begin Collected data

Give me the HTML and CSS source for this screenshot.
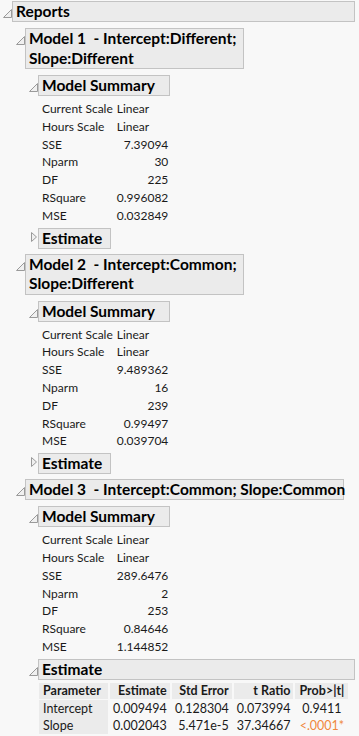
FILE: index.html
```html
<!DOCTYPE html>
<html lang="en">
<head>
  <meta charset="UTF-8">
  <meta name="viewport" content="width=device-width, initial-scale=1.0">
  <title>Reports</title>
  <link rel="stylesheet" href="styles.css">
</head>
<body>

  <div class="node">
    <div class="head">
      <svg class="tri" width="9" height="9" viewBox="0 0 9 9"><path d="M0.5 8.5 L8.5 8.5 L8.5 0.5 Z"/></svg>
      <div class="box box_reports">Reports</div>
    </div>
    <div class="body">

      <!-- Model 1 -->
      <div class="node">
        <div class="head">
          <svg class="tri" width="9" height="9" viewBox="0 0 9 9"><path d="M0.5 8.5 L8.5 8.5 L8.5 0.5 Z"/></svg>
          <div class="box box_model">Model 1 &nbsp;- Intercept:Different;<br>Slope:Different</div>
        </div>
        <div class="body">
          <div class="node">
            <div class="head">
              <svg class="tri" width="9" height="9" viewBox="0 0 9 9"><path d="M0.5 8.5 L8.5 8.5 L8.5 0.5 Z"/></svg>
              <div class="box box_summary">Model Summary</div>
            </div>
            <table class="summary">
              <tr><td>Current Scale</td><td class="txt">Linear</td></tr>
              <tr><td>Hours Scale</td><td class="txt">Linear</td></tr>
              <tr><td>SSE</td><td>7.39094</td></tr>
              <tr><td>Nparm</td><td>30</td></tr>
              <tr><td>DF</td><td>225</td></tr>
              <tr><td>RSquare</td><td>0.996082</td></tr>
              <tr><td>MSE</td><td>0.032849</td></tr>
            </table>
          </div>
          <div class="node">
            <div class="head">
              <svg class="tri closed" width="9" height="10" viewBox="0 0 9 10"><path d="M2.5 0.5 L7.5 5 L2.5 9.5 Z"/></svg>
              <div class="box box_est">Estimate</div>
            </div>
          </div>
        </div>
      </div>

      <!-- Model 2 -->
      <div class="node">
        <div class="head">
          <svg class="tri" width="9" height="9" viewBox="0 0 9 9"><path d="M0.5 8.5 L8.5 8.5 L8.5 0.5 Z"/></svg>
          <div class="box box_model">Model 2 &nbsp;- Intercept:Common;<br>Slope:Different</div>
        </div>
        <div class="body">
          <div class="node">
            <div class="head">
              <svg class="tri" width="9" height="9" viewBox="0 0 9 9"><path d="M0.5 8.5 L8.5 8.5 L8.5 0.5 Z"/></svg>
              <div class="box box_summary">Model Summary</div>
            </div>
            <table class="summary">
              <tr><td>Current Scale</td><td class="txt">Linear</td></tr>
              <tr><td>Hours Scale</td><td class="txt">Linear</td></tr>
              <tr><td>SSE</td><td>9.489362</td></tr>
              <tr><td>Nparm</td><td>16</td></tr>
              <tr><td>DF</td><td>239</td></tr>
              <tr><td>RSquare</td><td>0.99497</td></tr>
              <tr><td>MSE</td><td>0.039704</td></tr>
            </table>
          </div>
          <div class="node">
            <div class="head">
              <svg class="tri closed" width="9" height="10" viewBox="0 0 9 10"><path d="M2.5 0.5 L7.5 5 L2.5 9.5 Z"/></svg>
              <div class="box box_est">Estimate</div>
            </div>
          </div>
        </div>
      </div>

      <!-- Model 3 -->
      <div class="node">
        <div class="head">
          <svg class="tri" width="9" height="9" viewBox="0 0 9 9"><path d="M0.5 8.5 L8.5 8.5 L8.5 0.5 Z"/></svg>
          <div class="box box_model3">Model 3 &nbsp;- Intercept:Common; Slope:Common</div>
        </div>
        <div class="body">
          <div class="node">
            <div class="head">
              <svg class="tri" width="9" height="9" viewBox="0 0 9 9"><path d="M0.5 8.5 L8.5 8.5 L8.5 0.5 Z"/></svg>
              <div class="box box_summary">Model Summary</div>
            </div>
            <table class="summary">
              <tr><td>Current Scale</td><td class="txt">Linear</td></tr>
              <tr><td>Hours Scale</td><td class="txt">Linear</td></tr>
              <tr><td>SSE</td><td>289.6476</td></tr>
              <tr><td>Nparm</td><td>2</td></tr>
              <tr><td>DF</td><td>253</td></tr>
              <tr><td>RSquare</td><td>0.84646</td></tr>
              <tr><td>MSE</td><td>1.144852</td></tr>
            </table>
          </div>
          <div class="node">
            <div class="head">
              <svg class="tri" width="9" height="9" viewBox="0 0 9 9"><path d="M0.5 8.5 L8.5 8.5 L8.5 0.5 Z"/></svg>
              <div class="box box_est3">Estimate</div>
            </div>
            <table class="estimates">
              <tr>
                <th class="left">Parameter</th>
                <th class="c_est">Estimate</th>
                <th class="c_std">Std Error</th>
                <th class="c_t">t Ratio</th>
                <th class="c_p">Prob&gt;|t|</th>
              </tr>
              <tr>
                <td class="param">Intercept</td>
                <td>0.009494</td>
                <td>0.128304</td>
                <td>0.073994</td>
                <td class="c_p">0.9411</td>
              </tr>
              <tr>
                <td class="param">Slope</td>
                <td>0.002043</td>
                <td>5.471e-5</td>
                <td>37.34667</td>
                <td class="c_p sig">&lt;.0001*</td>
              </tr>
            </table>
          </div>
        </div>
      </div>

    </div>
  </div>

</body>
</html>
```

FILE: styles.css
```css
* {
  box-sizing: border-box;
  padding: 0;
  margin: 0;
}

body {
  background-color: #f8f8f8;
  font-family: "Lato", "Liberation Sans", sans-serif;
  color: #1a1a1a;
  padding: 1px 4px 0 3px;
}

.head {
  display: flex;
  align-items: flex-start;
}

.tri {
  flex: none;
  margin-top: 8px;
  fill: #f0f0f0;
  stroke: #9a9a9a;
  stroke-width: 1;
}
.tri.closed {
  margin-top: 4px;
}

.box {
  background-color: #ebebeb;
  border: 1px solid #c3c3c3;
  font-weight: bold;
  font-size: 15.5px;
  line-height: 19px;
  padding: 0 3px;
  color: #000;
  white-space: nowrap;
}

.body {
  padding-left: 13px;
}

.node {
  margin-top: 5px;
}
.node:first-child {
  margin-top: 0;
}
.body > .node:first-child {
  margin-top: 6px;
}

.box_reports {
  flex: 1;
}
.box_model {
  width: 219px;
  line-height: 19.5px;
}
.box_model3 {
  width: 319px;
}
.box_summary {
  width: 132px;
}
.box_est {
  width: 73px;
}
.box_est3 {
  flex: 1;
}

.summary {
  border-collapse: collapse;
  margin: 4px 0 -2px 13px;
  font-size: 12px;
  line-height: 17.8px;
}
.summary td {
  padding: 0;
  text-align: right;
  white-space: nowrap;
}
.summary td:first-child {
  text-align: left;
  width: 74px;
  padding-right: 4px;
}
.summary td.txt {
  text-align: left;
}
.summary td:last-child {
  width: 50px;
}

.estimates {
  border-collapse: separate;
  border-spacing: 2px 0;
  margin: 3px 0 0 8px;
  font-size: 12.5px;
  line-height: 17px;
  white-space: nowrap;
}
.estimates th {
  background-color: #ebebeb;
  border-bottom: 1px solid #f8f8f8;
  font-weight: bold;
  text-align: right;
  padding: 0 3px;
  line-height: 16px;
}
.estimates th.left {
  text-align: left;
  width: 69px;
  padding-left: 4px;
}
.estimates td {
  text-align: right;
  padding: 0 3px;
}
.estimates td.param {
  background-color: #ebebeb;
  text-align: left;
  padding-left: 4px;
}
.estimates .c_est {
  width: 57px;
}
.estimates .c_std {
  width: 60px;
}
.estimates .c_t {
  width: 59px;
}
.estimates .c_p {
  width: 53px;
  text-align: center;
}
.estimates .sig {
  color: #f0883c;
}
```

end Collected data

= Your goal =
Quote every line word for word and keep the images out of the copy.

= The result =
Give me the HTML and CSS source for this screenshot.
FILE: index.html
```html
<!DOCTYPE html>
<html lang="en">
<head>
  <meta charset="UTF-8">
  <meta name="viewport" content="width=device-width, initial-scale=1.0">
  <title>Reports</title>
  <link rel="stylesheet" href="styles.css">
</head>
<body>

  <div class="node">
    <div class="head">
      <svg class="tri" width="9" height="9" viewBox="0 0 9 9"><path d="M0.5 8.5 L8.5 8.5 L8.5 0.5 Z"/></svg>
      <div class="box box_reports">Reports</div>
    </div>
    <div class="body">

      <!-- Model 1 -->
      <div class="node">
        <div class="head">
          <svg class="tri" width="9" height="9" viewBox="0 0 9 9"><path d="M0.5 8.5 L8.5 8.5 L8.5 0.5 Z"/></svg>
          <div class="box box_model">Model 1 &nbsp;- Intercept:Different;<br>Slope:Different</div>
        </div>
        <div class="body">
          <div class="node">
            <div class="head">
              <svg class="tri" width="9" height="9" viewBox="0 0 9 9"><path d="M0.5 8.5 L8.5 8.5 L8.5 0.5 Z"/></svg>
              <div class="box box_summary">Model Summary</div>
            </div>
            <table class="summary">
              <tr><td>Current Scale</td><td class="txt">Linear</td></tr>
              <tr><td>Hours Scale</td><td class="txt">Linear</td></tr>
              <tr><td>SSE</td><td>7.39094</td></tr>
              <tr><td>Nparm</td><td>30</td></tr>
              <tr><td>DF</td><td>225</td></tr>
              <tr><td>RSquare</td><td>0.996082</td></tr>
              <tr><td>MSE</td><td>0.032849</td></tr>
            </table>
          </div>
          <div class="node">
            <div class="head">
              <svg class="tri closed" width="9" height="10" viewBox="0 0 9 10"><path d="M2.5 0.5 L7.5 5 L2.5 9.5 Z"/></svg>
              <div class="box box_est">Estimate</div>
            </div>
          </div>
        </div>
      </div>

      <!-- Model 2 -->
      <div class="node">
        <div class="head">
          <svg class="tri" width="9" height="9" viewBox="0 0 9 9"><path d="M0.5 8.5 L8.5 8.5 L8.5 0.5 Z"/></svg>
          <div class="box box_model">Model 2 &nbsp;- Intercept:Common;<br>Slope:Different</div>
        </div>
        <div class="body">
          <div class="node">
            <div class="head">
              <svg class="tri" width="9" height="9" viewBox="0 0 9 9"><path d="M0.5 8.5 L8.5 8.5 L8.5 0.5 Z"/></svg>
              <div class="box box_summary">Model Summary</div>
            </div>
            <table class="summary">
              <tr><td>Current Scale</td><td class="txt">Linear</td></tr>
              <tr><td>Hours Scale</td><td class="txt">Linear</td></tr>
              <tr><td>SSE</td><td>9.489362</td></tr>
              <tr><td>Nparm</td><td>16</td></tr>
              <tr><td>DF</td><td>239</td></tr>
              <tr><td>RSquare</td><td>0.99497</td></tr>
              <tr><td>MSE</td><td>0.039704</td></tr>
            </table>
          </div>
          <div class="node">
            <div class="head">
              <svg class="tri closed" width="9" height="10" viewBox="0 0 9 10"><path d="M2.5 0.5 L7.5 5 L2.5 9.5 Z"/></svg>
              <div class="box box_est">Estimate</div>
            </div>
          </div>
        </div>
      </div>

      <!-- Model 3 -->
      <div class="node">
        <div class="head">
          <svg class="tri" width="9" height="9" viewBox="0 0 9 9"><path d="M0.5 8.5 L8.5 8.5 L8.5 0.5 Z"/></svg>
          <div class="box box_model3">Model 3 &nbsp;- Intercept:Common; Slope:Common</div>
        </div>
        <div class="body">
          <div class="node">
            <div class="head">
              <svg class="tri" width="9" height="9" viewBox="0 0 9 9"><path d="M0.5 8.5 L8.5 8.5 L8.5 0.5 Z"/></svg>
              <div class="box box_summary">Model Summary</div>
            </div>
            <table class="summary">
              <tr><td>Current Scale</td><td class="txt">Linear</td></tr>
              <tr><td>Hours Scale</td><td class="txt">Linear</td></tr>
              <tr><td>SSE</td><td>289.6476</td></tr>
              <tr><td>Nparm</td><td>2</td></tr>
              <tr><td>DF</td><td>253</td></tr>
              <tr><td>RSquare</td><td>0.84646</td></tr>
              <tr><td>MSE</td><td>1.144852</td></tr>
            </table>
          </div>
          <div class="node">
            <div class="head">
              <svg class="tri" width="9" height="9" viewBox="0 0 9 9"><path d="M0.5 8.5 L8.5 8.5 L8.5 0.5 Z"/></svg>
              <div class="box box_est3">Estimate</div>
            </div>
            <table class="estimates">
              <tr>
                <th class="left">Parameter</th>
                <th class="c_est">Estimate</th>
                <th class="c_std">Std Error</th>
                <th class="c_t">t Ratio</th>
                <th class="c_p">Prob&gt;|t|</th>
              </tr>
              <tr>
                <td class="param">Intercept</td>
                <td>0.009494</td>
                <td>0.128304</td>
                <td>0.073994</td>
                <td class="c_p">0.9411</td>
              </tr>
              <tr>
                <td class="param">Slope</td>
                <td>0.002043</td>
                <td>5.471e-5</td>
                <td>37.34667</td>
                <td class="c_p sig">&lt;.0001*</td>
              </tr>
            </table>
          </div>
        </div>
      </div>

    </div>
  </div>

</body>
</html>
```

FILE: styles.css
```css
* {
  box-sizing: border-box;
  padding: 0;
  margin: 0;
}

body {
  background-color: #f8f8f8;
  font-family: "Lato", "Liberation Sans", sans-serif;
  color: #1a1a1a;
  padding: 1px 4px 0 3px;
}

.head {
  display: flex;
  align-items: flex-start;
}

.tri {
  flex: none;
  margin-top: 8px;
  fill: #f0f0f0;
  stroke: #9a9a9a;
  stroke-width: 1;
}
.tri.closed {
  margin-top: 4px;
}

.box {
  background-color: #ebebeb;
  border: 1px solid #c3c3c3;
  font-weight: bold;
  font-size: 15.5px;
  line-height: 19px;
  padding: 0 3px;
  color: #000;
  white-space: nowrap;
}

.body {
  padding-left: 13px;
}

.node {
  margin-top: 5px;
}
.node:first-child {
  margin-top: 0;
}
.body > .node:first-child {
  margin-top: 6px;
}

.box_reports {
  flex: 1;
}
.box_model {
  width: 219px;
  line-height: 19.5px;
}
.box_model3 {
  width: 319px;
}
.box_summary {
  width: 132px;
}
.box_est {
  width: 73px;
}
.box_est3 {
  flex: 1;
}

.summary {
  border-collapse: collapse;
  margin: 4px 0 -2px 13px;
  font-size: 12px;
  line-height: 17.8px;
}
.summary td {
  padding: 0;
  text-align: right;
  white-space: nowrap;
}
.summary td:first-child {
  text-align: left;
  width: 74px;
  padding-right: 4px;
}
.summary td.txt {
  text-align: left;
}
.summary td:last-child {
  width: 50px;
}

.estimates {
  border-collapse: separate;
  border-spacing: 2px 0;
  margin: 3px 0 0 8px;
  font-size: 12.5px;
  line-height: 17px;
  white-space: nowrap;
}
.estimates th {
  background-color: #ebebeb;
  border-bottom: 1px solid #f8f8f8;
  font-weight: bold;
  text-align: right;
  padding: 0 3px;
  line-height: 16px;
}
.estimates th.left {
  text-align: left;
  width: 69px;
  padding-left: 4px;
}
.estimates td {
  text-align: right;
  padding: 0 3px;
}
.estimates td.param {
  background-color: #ebebeb;
  text-align: left;
  padding-left: 4px;
}
.estimates .c_est {
  width: 57px;
}
.estimates .c_std {
  width: 60px;
}
.estimates .c_t {
  width: 59px;
}
.estimates .c_p {
  width: 53px;
  text-align: center;
}
.estimates .sig {
  color: #f0883c;
}
```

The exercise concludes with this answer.